Tanzania President Jakaya Mrisho Kikwete has spent days trying to convince people that Africa is more safe than before and that the public should stop viewing the problem of one country as the problem of all the continent's more than 50 countries.
"When you look today at what is happening, the conflict areas in Africa, they don't compare what the situation was," Kikwete said. "So I say, unfortunately, this is the good story which is not being told."
But Tunisia President Mohamed Moncef Marzouki disagreed.
"Africa of course is much more secure than before, but we are still facing challenge, an important challenge, a matter of security, and we have to work together as Africa," he said.
On Wednesday, Obama participated in three roundtable discussions. The two focusing on economic development and strengthening democracies were open to the public, but the one on peace was not. An administration official with knowledge of the meeting but who was not authorized to speak publicly as matter of practice said the leaders were able to have a more productive discussion because the event was closed.
At least two human rights groups said they were disappointed that African activists were not included in any of the discussions Wednesday, just a day after Amnesty International released information it said could provide new evidence of war crimes in northeastern Nigeria. Shawn Gaylord, advocacy counsel for Human Rights First, a nonpartisan human rights group, said the White House missed "a momentous opportunity."
In Africa, as around the globe, Obama resists pressure to intervene militarily unless U.S. interests are at risk or Americans are threatened, placing his emphasis instead on training and supporting foreign governments or entities to tackle their own problems.
He said this week that he would like a more explicit plan for how NATO should engage with African countries and regional organizations so the U.S. is not perceived as trying to dominate the continent.
His decision to intervene in Libya in 2011 was an exception, though he only got involved after organizing an international coalition to remove Moammar Gadhafi. No U.S. troops were deployed on the ground in what Obama later called an operation that could be a "recipe for success in the future." But the country remains mired in chaos and widespread violence, including the killings of the U.S. ambassador and three other Americans in 2012.
"If we're not there, people think we're neglecting them. If we're there, then they think we're militarizing a region," Obama said in a recent interview in the London-based Economist magazine. "Right now I think we got it about right. Our theory is that we very much need to partner with African countries, first and foremost, and regional African organizations."
Since 2005, the U.S. has trained almost a quarter of a million peacekeepers from 25 different African countries. Since Obama took office in 2009, it has contributed nearly $9 billion to United Nations peacekeeping operations on the continent.
In May, the president called on Congress to support a proposed $5 billion counterterrorism fund to help countries in the Middle East and North Africa that are fighting extremists, including Yemen, which is battling al-Qaida.
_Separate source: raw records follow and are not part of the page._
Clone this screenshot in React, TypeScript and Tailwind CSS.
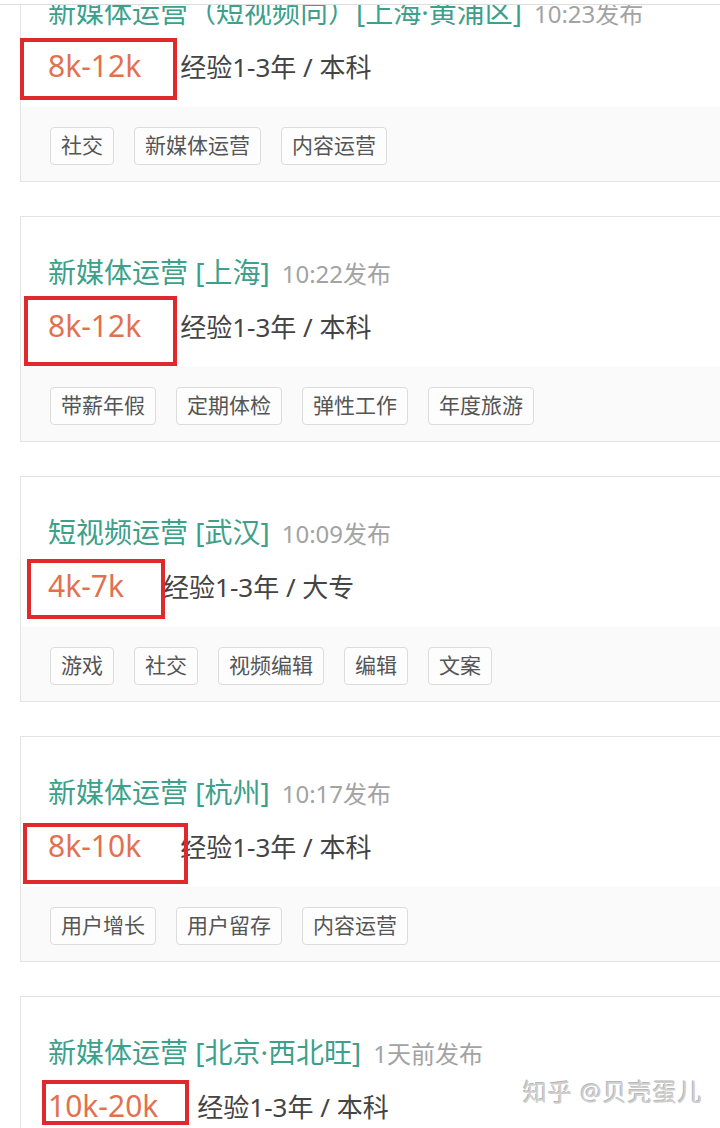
type Job = {
  title: string;
  time: string;
  salary: string;
  exp: string;
  tags: string[];
  // red annotation box, relative to the card's top-left corner
  box: { left: number; top: number; width: number; height: number };
};

const jobs: Job[] = [
  {
    title: "新媒体运营（短视频向）[上海·黄浦区]",
    time: "10:23发布",
    salary: "8k-12k",
    exp: "经验1-3年 / 本科",
    tags: ["社交", "新媒体运营", "内容运营"],
    box: { left: -1, top: 81, width: 157, height: 62 },
  },
  {
    title: "新媒体运营 [上海]",
    time: "10:22发布",
    salary: "8k-12k",
    exp: "经验1-3年 / 本科",
    tags: ["带薪年假", "定期体检", "弹性工作", "年度旅游"],
    box: { left: 3, top: 79, width: 153, height: 70 },
  },
  {
    title: "短视频运营 [武汉]",
    time: "10:09发布",
    salary: "4k-7k",
    exp: "经验1-3年 / 大专",
    tags: ["游戏", "社交", "视频编辑", "编辑", "文案"],
    box: { left: 6, top: 82, width: 138, height: 60 },
  },
  {
    title: "新媒体运营 [杭州]",
    time: "10:17发布",
    salary: "8k-10k",
    exp: "经验1-3年 / 本科",
    tags: ["用户增长", "用户留存", "内容运营"],
    box: { left: 2, top: 86, width: 165, height: 61 },
  },
  {
    title: "新媒体运营 [北京·西北旺]",
    time: "1天前发布",
    salary: "10k-20k",
    exp: "经验1-3年 / 本科",
    tags: [],
    box: { left: 21, top: 83, width: 147, height: 45 },
  },
];

function JobCard({ job }: { job: Job }) {
  return (
    <div className="relative ml-[20px] mb-[34px] w-[720px] border border-[#e4e4e4] bg-white">
      {/* upper part: title + salary */}
      <div className="h-[150px] pl-[27px] pt-[37px]">
        <div className="flex items-baseline whitespace-nowrap leading-[36px]">
          <span className="text-[28px] text-[#3da08a]">{job.title}</span>
          <span className="ml-[12px] text-[24px] text-[#a3a3a3]">{job.time}</span>
        </div>
        <div className="mt-[14px] flex items-baseline whitespace-nowrap leading-[40px]">
          <span className="mr-[39px] text-[30px] text-[#e2714f]">{job.salary}</span>
          <span className="text-[26px] text-[#444]">{job.exp}</span>
        </div>
      </div>

      {/* tag band */}
      <div className="h-[74px] bg-[#fafafa] pl-[29px] pt-[20px]">
        <div className="flex gap-[20px]">
          {job.tags.map((t) => (
            <span
              key={t}
              className="flex h-[38px] items-center rounded-[4px] border border-[#dcdcdc] bg-[#fdfdfd] px-[10px] text-[21px] text-[#555]"
            >
              {t}
            </span>
          ))}
        </div>
      </div>

      {/* red annotation */}
      <div
        className="absolute border-[4px] border-[#e0292c]"
        style={{
          left: job.box.left,
          top: job.box.top,
          width: job.box.width,
          height: job.box.height,
        }}
      />
    </div>
  );
}

export default function App() {
  return (
    <div
      className="relative h-[1128px] w-[720px] overflow-hidden bg-white"
      style={{ fontFamily: '"Noto Sans", "Noto Sans CJK SC", sans-serif' }}
    >
      {/* top edge of the list */}
      <div className="relative z-10 h-[5px] border-b border-[#dedede] bg-white" />

      <div className="-mt-[49px]">
        {jobs.map((j) => (
          <JobCard key={j.title} job={j} />
        ))}
      </div>

      {/* watermark */}
      <div className="absolute left-[523px] top-[1074px] text-[24px] tracking-[1px] text-[#cfcfcf] [text-shadow:1px_1px_0_#ffffff,-1px_-1px_0_#b8b8b8]">
        知乎 @贝壳蛋儿
      </div>
    </div>
  );
}
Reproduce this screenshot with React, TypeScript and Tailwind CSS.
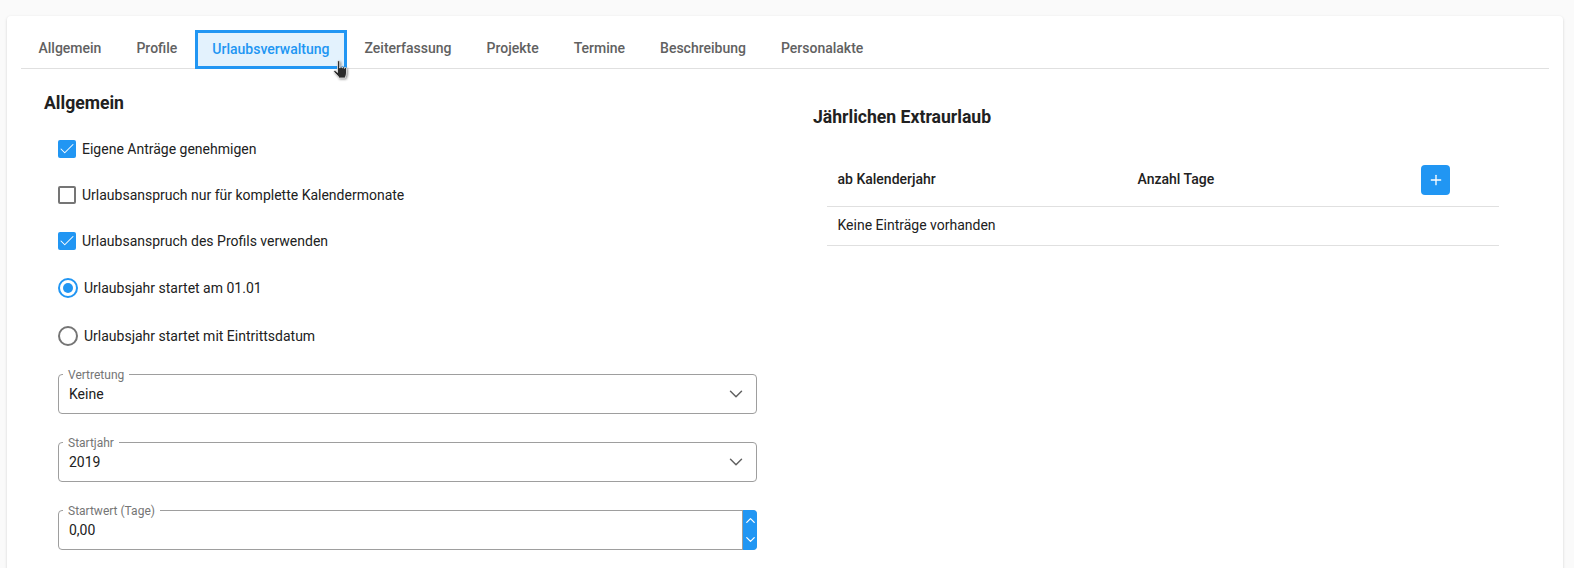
import React from "react";
import { Check, ChevronDown, ChevronUp, Plus } from "lucide-react";

const tabs = ["Allgemein", "Profile", "Urlaubsverwaltung", "Zeiterfassung", "Projekte", "Termine", "Beschreibung", "Personalakte"];

const CheckRow = ({ label, checked }: { label: string; checked?: boolean }) => (
	<div className="flex h-[46px] items-center">
		{checked ? (
			<span className="flex h-[18px] w-[18px] shrink-0 items-center justify-center rounded-[2px] bg-[#2196f3]">
				<Check size={18} strokeWidth={1.4} className="text-white" />
			</span>
		) : (
			<span className="h-[18px] w-[18px] shrink-0 rounded-[2px] border-2 border-[#757575]" />
		)}
		<span className="ml-[6px] text-sm text-[#212121]">{label}</span>
	</div>
);

const RadioRow = ({ label, checked }: { label: string; checked?: boolean }) => (
	<div className="flex h-[48px] items-center">
		{checked ? (
			<span className="flex h-5 w-5 items-center justify-center rounded-full border-2 border-[#2196f3]">
				<span className="h-[10px] w-[10px] rounded-full bg-[#2196f3]" />
			</span>
		) : (
			<span className="h-5 w-5 rounded-full border-2 border-[#757575]" />
		)}
		<span className="ml-[6px] text-sm text-[#212121]">{label}</span>
	</div>
);

const Field = ({ label, value, spinner }: { label: string; value: string; spinner?: boolean }) => (
	<div className="relative flex h-[40px] w-[699px] items-center justify-between rounded-[4px] border border-[#9e9e9e] pl-[10px] pr-[9px]">
		<span className="absolute left-[4px] top-[-6px] bg-white px-[5px] text-xs leading-[12px] text-[#757575]">{label}</span>
		<span className="text-sm text-[#212121]">{value}</span>
		{!spinner && <ChevronDown size={22} strokeWidth={1.6} className="text-[#616161]" />}
		{spinner && (
			<div className="absolute -bottom-px -right-px -top-px flex w-[15px] flex-col items-center justify-between rounded-r-[4px] border-l border-[#9e9e9e] bg-[#2196f3] py-[3px] text-white">
				<ChevronUp size={15} strokeWidth={2} />
				<ChevronDown size={15} strokeWidth={2} />
			</div>
		)}
	</div>
);

const HandCursor = () => (
	<svg width="16" height="19" viewBox="0 0 16 19" className="absolute left-[326px] top-[44px] drop-shadow-[1px_1px_1px_rgba(0,0,0,0.45)]">
		<path
			d="M4.5 1.5c0-1 2.2-1 2.2 0V8h.4V6.8c0-.8 1.9-.8 1.9 0V8h.4V7.3c0-.8 1.9-.8 1.9 0v1.1h.3V8c0-.8 1.9-.8 1.9 0v5c0 1.5-.5 2.7-1.1 3.7V18H5.5v-1.3L1 12c-.7-1 .5-2.2 1.5-1.2l2 1.7z"
			fill="#2b2b2b"
			stroke="#ffffff"
			strokeWidth="0.7"
		/>
	</svg>
);

export default function App() {
	return (
		<div className="h-[568px] overflow-hidden bg-[#fafafa] pl-[7px] pt-4 font-['Roboto',sans-serif]">
			<div className="relative h-[600px] w-[1556px] rounded-[4px] bg-white px-[14px] pt-[14px] shadow-[0_1px_3px_rgba(0,0,0,0.16)]">
				<div className="flex h-[39px] w-[1528px] border-b border-[#e0e0e0]">
					{tabs.map((t) =>
						t === "Urlaubsverwaltung" ? (
							<div
								key={t}
								className="flex h-[39px] items-center border-[3px] border-[#2196f3] bg-[#e3f2fd] px-[14.5px] pb-[1px] text-sm font-medium text-[#2196f3]"
							>
								{t}
							</div>
						) : (
							<div key={t} className="flex h-[38px] items-center px-[17.5px] pb-[3px] text-sm font-medium text-[#616161]">
								{t}
							</div>
						),
					)}
				</div>
				<HandCursor />
				<div className="flex">
					<div className="w-[792px]">
						<h2 className="ml-[23px] mt-[22px] text-[17.6px] leading-6 font-bold text-[#212121]">Allgemein</h2>
						<div className="ml-[37px] mt-[11px]">
							<CheckRow label="Eigene Anträge genehmigen" checked />
							<CheckRow label="Urlaubsanspruch nur für komplette Kalendermonate" />
							<CheckRow label="Urlaubsanspruch des Profils verwenden" checked />
							<RadioRow label="Urlaubsjahr startet am 01.01" checked />
							<RadioRow label="Urlaubsjahr startet mit Eintrittsdatum" />
							<div className="mt-[14px] flex flex-col gap-[28px]">
								<Field label="Vertretung" value="Keine" />
								<Field label="Startjahr" value="2019" />
								<Field label="Startwert (Tage)" value="0,00" spinner />
							</div>
						</div>
					</div>
					<div className="w-[686px]">
						<h2 className="mt-[36px] text-[17.6px] leading-6 font-bold text-[#212121]">Jährlichen Extraurlaub</h2>
						<div className="ml-[14px] mt-[24px] w-[672px] text-sm text-[#212121]">
							<div className="flex h-[54px] items-center border-b border-[#e0e0e0] pl-[10.5px] font-medium">
								<span className="w-[300px] pb-[2px]">ab Kalenderjahr</span>
								<span className="w-[283.5px] pb-[2px]">Anzahl Tage</span>
								<button className="flex h-[30px] w-[29px] items-center justify-center rounded-[4px] bg-[#2196f3] text-white">
									<Plus size={16} strokeWidth={2} />
								</button>
							</div>
							<div className="flex h-[39px] items-center border-b border-[#e0e0e0] pb-[2px] pl-[10.5px]">Keine Einträge vorhanden</div>
						</div>
					</div>
				</div>
			</div>
		</div>
	);
}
In private one-on-one meetings, Vice President Joe Biden, Secretary of State John Kerry and National Security Adviser Susan Rice addressed the issue of violence with some of the leaders, including those from Libya, this week, according to the White House.
White House officials said they want to help African governments to protect civilians, strengthen security forces that respect human rights and move away from the need for costly outside intervention. They will provide support, such as intelligence gathering, while pushing for democratic institutions and development that can serve as a counterweight to terrorism.
"The United States is not looking to militarize Africa or maintain a permanent military presence," Rice said last week. "But we are committed to helping our partners confront transnational threats to our shared security. That is why we are stepping up our efforts to train peacekeepers who are professional and effective forces who can secure the region, and by extension the global community, against terrorist threats, and against threats that derive from conflict."